§ **Task to complete**: Check each line of the material below for "React", then copy the ones that contain it.

BEGIN Dataset extract

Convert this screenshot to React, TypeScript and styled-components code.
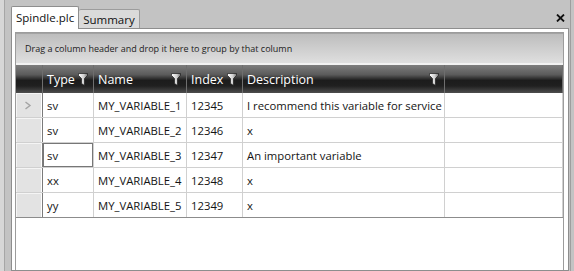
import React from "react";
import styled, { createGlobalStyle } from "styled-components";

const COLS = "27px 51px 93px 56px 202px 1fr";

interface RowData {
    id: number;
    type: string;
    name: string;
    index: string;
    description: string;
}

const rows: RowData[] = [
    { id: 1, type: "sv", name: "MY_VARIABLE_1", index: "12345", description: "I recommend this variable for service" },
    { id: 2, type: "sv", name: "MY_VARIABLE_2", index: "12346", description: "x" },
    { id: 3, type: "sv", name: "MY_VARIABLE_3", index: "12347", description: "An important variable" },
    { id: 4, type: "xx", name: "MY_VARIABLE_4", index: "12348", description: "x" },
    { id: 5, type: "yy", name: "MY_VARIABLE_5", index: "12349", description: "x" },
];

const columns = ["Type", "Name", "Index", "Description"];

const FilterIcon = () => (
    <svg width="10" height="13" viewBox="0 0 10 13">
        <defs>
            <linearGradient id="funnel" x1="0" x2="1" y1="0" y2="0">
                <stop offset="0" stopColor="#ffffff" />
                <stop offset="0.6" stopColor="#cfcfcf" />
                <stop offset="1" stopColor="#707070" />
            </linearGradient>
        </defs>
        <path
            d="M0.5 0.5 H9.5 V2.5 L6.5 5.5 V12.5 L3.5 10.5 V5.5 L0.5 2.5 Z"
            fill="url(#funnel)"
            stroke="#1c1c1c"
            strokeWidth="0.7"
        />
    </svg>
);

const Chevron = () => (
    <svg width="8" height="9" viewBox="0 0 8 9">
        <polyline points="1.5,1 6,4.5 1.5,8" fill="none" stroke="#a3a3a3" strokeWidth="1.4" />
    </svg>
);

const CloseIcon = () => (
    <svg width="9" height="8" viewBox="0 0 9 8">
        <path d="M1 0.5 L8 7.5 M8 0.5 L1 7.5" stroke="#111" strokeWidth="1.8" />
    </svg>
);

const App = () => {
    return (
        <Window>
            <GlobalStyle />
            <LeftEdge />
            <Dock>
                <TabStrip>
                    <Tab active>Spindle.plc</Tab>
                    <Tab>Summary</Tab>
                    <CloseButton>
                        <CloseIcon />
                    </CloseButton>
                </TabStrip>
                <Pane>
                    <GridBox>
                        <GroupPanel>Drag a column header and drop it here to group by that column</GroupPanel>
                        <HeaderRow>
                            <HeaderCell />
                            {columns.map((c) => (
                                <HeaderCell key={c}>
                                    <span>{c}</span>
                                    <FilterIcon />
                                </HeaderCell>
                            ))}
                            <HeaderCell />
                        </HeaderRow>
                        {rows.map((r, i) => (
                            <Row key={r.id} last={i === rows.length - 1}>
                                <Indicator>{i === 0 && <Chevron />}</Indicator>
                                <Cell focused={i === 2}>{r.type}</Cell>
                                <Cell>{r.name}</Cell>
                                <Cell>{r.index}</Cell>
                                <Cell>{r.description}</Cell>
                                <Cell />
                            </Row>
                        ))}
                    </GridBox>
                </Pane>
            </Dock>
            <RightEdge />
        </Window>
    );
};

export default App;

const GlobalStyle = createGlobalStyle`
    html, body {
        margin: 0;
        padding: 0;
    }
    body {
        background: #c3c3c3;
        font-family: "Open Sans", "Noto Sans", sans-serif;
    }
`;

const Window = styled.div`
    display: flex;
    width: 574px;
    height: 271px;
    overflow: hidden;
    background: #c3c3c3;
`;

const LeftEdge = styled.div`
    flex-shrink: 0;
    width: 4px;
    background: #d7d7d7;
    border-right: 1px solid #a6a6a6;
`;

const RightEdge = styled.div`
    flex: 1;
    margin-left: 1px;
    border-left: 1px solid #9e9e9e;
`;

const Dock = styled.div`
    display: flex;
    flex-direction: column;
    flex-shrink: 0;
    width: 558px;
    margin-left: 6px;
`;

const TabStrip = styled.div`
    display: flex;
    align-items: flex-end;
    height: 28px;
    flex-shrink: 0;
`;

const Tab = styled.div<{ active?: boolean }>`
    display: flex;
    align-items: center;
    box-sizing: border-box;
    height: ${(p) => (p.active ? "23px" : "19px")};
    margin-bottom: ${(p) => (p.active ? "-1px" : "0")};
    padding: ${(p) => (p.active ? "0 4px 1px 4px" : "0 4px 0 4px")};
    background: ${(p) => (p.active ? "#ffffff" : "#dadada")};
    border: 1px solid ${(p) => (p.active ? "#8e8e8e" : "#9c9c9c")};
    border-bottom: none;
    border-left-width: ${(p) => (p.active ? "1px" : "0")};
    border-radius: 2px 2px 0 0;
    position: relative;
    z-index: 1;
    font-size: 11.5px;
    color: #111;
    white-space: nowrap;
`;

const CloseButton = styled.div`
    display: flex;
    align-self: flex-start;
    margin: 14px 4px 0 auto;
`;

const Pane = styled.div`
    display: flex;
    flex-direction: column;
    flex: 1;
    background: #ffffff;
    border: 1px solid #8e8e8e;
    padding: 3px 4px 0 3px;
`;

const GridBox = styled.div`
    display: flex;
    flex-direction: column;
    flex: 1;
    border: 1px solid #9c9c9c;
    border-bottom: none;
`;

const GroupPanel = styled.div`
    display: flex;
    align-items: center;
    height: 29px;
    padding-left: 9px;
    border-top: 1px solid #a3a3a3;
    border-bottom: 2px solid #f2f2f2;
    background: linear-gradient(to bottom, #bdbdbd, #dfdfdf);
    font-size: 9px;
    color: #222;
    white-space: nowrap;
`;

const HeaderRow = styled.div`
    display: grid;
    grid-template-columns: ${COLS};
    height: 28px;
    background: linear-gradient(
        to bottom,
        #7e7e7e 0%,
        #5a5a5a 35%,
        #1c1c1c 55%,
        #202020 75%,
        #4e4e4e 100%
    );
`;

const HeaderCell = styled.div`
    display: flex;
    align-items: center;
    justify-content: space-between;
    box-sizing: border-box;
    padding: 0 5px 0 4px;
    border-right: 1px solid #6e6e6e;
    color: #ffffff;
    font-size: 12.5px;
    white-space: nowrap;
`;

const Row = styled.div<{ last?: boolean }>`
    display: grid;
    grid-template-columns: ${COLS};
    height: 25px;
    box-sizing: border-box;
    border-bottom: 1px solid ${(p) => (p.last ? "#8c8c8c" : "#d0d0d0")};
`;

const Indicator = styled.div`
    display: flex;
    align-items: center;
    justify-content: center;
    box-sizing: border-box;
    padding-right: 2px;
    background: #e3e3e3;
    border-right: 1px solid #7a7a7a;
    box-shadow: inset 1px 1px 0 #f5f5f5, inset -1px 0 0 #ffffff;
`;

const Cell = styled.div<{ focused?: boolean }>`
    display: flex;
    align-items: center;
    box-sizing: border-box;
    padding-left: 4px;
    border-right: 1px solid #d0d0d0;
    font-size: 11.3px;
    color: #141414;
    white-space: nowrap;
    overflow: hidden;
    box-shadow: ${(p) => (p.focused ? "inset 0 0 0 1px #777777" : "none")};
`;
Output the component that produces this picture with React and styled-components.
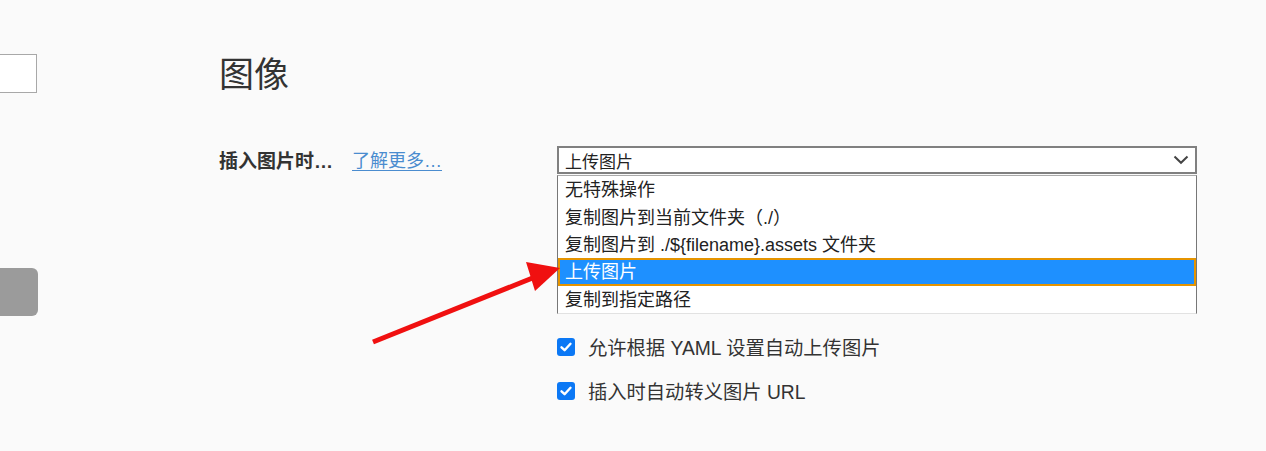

END Dataset extract

§ **Exercise solution**:
Convert this screenshot to React, TypeScript and styled-components code.
import React from "react";
Output the component that produces this picture with React and styled-components.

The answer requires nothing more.